## SHORT TASK
Leaving out all images, write out the records that follow exactly.
○ ○ ○
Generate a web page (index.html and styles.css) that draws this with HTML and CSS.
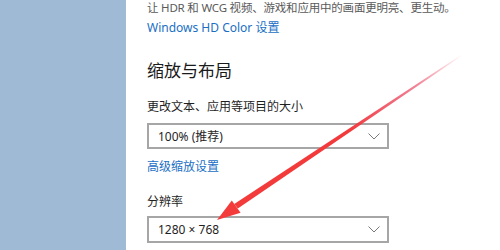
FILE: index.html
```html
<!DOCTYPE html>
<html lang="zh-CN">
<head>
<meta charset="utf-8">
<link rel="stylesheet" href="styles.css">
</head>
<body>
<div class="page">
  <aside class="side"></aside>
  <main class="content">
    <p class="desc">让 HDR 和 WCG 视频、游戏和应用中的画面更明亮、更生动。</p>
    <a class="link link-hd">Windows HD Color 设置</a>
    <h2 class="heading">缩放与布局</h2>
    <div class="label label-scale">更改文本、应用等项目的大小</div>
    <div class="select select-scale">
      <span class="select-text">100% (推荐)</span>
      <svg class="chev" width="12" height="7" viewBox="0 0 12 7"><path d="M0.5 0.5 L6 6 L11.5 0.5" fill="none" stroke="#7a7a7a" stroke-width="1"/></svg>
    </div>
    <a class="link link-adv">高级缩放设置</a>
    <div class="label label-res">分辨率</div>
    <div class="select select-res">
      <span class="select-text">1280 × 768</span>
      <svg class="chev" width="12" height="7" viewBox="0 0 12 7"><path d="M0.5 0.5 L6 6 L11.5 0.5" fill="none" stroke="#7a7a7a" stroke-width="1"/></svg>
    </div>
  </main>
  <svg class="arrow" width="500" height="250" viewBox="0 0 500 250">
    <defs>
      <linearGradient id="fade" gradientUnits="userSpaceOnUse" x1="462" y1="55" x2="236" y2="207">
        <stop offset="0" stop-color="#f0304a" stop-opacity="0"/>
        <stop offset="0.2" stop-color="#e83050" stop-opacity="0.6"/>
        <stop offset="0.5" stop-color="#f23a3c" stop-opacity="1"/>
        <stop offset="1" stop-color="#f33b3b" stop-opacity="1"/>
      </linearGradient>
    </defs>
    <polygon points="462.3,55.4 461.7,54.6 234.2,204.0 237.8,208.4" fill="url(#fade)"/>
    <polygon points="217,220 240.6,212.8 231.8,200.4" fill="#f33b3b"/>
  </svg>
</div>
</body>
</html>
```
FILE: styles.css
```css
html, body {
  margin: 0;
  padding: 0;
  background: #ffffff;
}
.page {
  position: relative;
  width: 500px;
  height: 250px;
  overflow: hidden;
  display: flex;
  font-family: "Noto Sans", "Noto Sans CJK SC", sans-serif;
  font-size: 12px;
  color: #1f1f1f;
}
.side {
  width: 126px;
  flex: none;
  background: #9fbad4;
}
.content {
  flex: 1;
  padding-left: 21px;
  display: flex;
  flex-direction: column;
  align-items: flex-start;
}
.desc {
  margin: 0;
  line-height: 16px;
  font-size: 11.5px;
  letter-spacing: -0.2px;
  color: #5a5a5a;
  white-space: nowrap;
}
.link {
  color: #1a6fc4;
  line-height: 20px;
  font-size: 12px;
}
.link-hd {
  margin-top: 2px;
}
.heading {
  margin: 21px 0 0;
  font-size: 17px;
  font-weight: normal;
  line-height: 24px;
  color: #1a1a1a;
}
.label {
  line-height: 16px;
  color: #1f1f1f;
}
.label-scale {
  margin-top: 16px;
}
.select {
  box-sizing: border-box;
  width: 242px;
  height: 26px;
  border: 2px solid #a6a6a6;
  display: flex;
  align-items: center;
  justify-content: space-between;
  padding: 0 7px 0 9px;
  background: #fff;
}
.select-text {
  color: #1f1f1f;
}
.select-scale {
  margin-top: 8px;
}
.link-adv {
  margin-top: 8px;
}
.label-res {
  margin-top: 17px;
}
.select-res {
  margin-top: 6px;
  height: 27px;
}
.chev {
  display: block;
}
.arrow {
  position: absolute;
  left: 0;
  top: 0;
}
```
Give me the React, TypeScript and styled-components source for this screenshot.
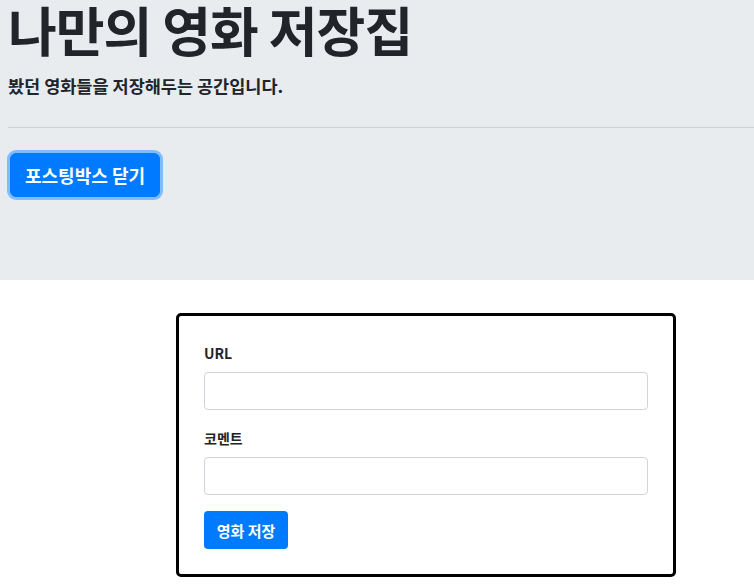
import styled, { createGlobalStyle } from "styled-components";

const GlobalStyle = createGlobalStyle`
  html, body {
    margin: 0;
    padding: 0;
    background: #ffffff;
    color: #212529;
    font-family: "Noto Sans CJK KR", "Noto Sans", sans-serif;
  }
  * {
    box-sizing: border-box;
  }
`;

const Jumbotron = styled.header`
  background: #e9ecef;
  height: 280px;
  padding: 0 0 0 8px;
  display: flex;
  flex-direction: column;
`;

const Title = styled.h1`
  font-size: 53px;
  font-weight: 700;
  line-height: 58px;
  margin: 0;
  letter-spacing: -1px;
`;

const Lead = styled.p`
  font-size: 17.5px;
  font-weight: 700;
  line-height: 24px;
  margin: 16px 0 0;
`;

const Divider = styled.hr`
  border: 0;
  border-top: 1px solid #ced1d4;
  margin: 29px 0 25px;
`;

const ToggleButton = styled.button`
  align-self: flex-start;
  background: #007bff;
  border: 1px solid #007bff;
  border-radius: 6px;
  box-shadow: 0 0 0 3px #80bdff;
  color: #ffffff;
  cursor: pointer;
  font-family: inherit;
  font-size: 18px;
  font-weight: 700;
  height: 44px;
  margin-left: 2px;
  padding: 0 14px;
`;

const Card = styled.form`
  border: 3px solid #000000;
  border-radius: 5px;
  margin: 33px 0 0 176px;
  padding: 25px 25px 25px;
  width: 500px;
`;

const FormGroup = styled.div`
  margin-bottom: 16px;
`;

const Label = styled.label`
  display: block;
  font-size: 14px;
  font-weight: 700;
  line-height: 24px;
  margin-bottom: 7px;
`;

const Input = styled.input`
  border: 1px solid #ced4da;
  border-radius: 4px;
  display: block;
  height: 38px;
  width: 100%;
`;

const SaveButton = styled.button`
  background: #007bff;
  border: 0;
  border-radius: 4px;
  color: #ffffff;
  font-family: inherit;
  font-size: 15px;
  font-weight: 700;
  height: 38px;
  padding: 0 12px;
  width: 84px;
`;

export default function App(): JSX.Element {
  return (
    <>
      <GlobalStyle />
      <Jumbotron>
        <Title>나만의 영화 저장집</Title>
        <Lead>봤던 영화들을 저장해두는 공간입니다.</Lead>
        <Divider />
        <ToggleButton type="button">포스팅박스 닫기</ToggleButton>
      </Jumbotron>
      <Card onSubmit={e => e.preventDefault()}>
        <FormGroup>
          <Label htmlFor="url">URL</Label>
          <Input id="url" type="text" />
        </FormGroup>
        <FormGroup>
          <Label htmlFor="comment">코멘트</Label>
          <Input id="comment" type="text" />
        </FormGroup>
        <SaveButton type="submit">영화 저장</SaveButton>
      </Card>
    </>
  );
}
○ ○ ○
## SOLUTION BELOW
Generate a web page (index.html and styles.css) that draws this with HTML and CSS.
FILE: index.html
```html
<!DOCTYPE html>
<html lang="zh-CN">
<head>
<meta charset="utf-8">
<link rel="stylesheet" href="styles.css">
</head>
<body>
<div class="page">
  <aside class="side"></aside>
  <main class="content">
    <p class="desc">让 HDR 和 WCG 视频、游戏和应用中的画面更明亮、更生动。</p>
    <a class="link link-hd">Windows HD Color 设置</a>
    <h2 class="heading">缩放与布局</h2>
    <div class="label label-scale">更改文本、应用等项目的大小</div>
    <div class="select select-scale">
      <span class="select-text">100% (推荐)</span>
      <svg class="chev" width="12" height="7" viewBox="0 0 12 7"><path d="M0.5 0.5 L6 6 L11.5 0.5" fill="none" stroke="#7a7a7a" stroke-width="1"/></svg>
    </div>
    <a class="link link-adv">高级缩放设置</a>
    <div class="label label-res">分辨率</div>
    <div class="select select-res">
      <span class="select-text">1280 × 768</span>
      <svg class="chev" width="12" height="7" viewBox="0 0 12 7"><path d="M0.5 0.5 L6 6 L11.5 0.5" fill="none" stroke="#7a7a7a" stroke-width="1"/></svg>
    </div>
  </main>
  <svg class="arrow" width="500" height="250" viewBox="0 0 500 250">
    <defs>
      <linearGradient id="fade" gradientUnits="userSpaceOnUse" x1="462" y1="55" x2="236" y2="207">
        <stop offset="0" stop-color="#f0304a" stop-opacity="0"/>
        <stop offset="0.2" stop-color="#e83050" stop-opacity="0.6"/>
        <stop offset="0.5" stop-color="#f23a3c" stop-opacity="1"/>
        <stop offset="1" stop-color="#f33b3b" stop-opacity="1"/>
      </linearGradient>
    </defs>
    <polygon points="462.3,55.4 461.7,54.6 234.2,204.0 237.8,208.4" fill="url(#fade)"/>
    <polygon points="217,220 240.6,212.8 231.8,200.4" fill="#f33b3b"/>
  </svg>
</div>
</body>
</html>
```
FILE: styles.css
```css
html, body {
  margin: 0;
  padding: 0;
  background: #ffffff;
}
.page {
  position: relative;
  width: 500px;
  height: 250px;
  overflow: hidden;
  display: flex;
  font-family: "Noto Sans", "Noto Sans CJK SC", sans-serif;
  font-size: 12px;
  color: #1f1f1f;
}
.side {
  width: 126px;
  flex: none;
  background: #9fbad4;
}
.content {
  flex: 1;
  padding-left: 21px;
  display: flex;
  flex-direction: column;
  align-items: flex-start;
}
.desc {
  margin: 0;
  line-height: 16px;
  font-size: 11.5px;
  letter-spacing: -0.2px;
  color: #5a5a5a;
  white-space: nowrap;
}
.link {
  color: #1a6fc4;
  line-height: 20px;
  font-size: 12px;
}
.link-hd {
  margin-top: 2px;
}
.heading {
  margin: 21px 0 0;
  font-size: 17px;
  font-weight: normal;
  line-height: 24px;
  color: #1a1a1a;
}
.label {
  line-height: 16px;
  color: #1f1f1f;
}
.label-scale {
  margin-top: 16px;
}
.select {
  box-sizing: border-box;
  width: 242px;
  height: 26px;
  border: 2px solid #a6a6a6;
  display: flex;
  align-items: center;
  justify-content: space-between;
  padding: 0 7px 0 9px;
  background: #fff;
}
.select-text {
  color: #1f1f1f;
}
.select-scale {
  margin-top: 8px;
}
.link-adv {
  margin-top: 8px;
}
.label-res {
  margin-top: 17px;
}
.select-res {
  margin-top: 6px;
  height: 27px;
}
.chev {
  display: block;
}
.arrow {
  position: absolute;
  left: 0;
  top: 0;
}
```
Give me the React, TypeScript and styled-components source for this screenshot.
import styled, { createGlobalStyle } from "styled-components";

const GlobalStyle = createGlobalStyle`
  html, body {
    margin: 0;
    padding: 0;
    background: #ffffff;
    color: #212529;
    font-family: "Noto Sans CJK KR", "Noto Sans", sans-serif;
  }
  * {
    box-sizing: border-box;
  }
`;

const Jumbotron = styled.header`
  background: #e9ecef;
  height: 280px;
  padding: 0 0 0 8px;
  display: flex;
  flex-direction: column;
`;

const Title = styled.h1`
  font-size: 53px;
  font-weight: 700;
  line-height: 58px;
  margin: 0;
  letter-spacing: -1px;
`;

const Lead = styled.p`
  font-size: 17.5px;
  font-weight: 700;
  line-height: 24px;
  margin: 16px 0 0;
`;

const Divider = styled.hr`
  border: 0;
  border-top: 1px solid #ced1d4;
  margin: 29px 0 25px;
`;

const ToggleButton = styled.button`
  align-self: flex-start;
  background: #007bff;
  border: 1px solid #007bff;
  border-radius: 6px;
  box-shadow: 0 0 0 3px #80bdff;
  color: #ffffff;
  cursor: pointer;
  font-family: inherit;
  font-size: 18px;
  font-weight: 700;
  height: 44px;
  margin-left: 2px;
  padding: 0 14px;
`;

const Card = styled.form`
  border: 3px solid #000000;
  border-radius: 5px;
  margin: 33px 0 0 176px;
  padding: 25px 25px 25px;
  width: 500px;
`;

const FormGroup = styled.div`
  margin-bottom: 16px;
`;

const Label = styled.label`
  display: block;
  font-size: 14px;
  font-weight: 700;
  line-height: 24px;
  margin-bottom: 7px;
`;

const Input = styled.input`
  border: 1px solid #ced4da;
  border-radius: 4px;
  display: block;
  height: 38px;
  width: 100%;
`;

const SaveButton = styled.button`
  background: #007bff;
  border: 0;
  border-radius: 4px;
  color: #ffffff;
  font-family: inherit;
  font-size: 15px;
  font-weight: 700;
  height: 38px;
  padding: 0 12px;
  width: 84px;
`;

export default function App(): JSX.Element {
  return (
    <>
      <GlobalStyle />
      <Jumbotron>
        <Title>나만의 영화 저장집</Title>
        <Lead>봤던 영화들을 저장해두는 공간입니다.</Lead>
        <Divider />
        <ToggleButton type="button">포스팅박스 닫기</ToggleButton>
      </Jumbotron>
      <Card onSubmit={e => e.preventDefault()}>
        <FormGroup>
          <Label htmlFor="url">URL</Label>
          <Input id="url" type="text" />
        </FormGroup>
        <FormGroup>
          <Label htmlFor="comment">코멘트</Label>
          <Input id="comment" type="text" />
        </FormGroup>
        <SaveButton type="submit">영화 저장</SaveButton>
      </Card>
    </>
  );
}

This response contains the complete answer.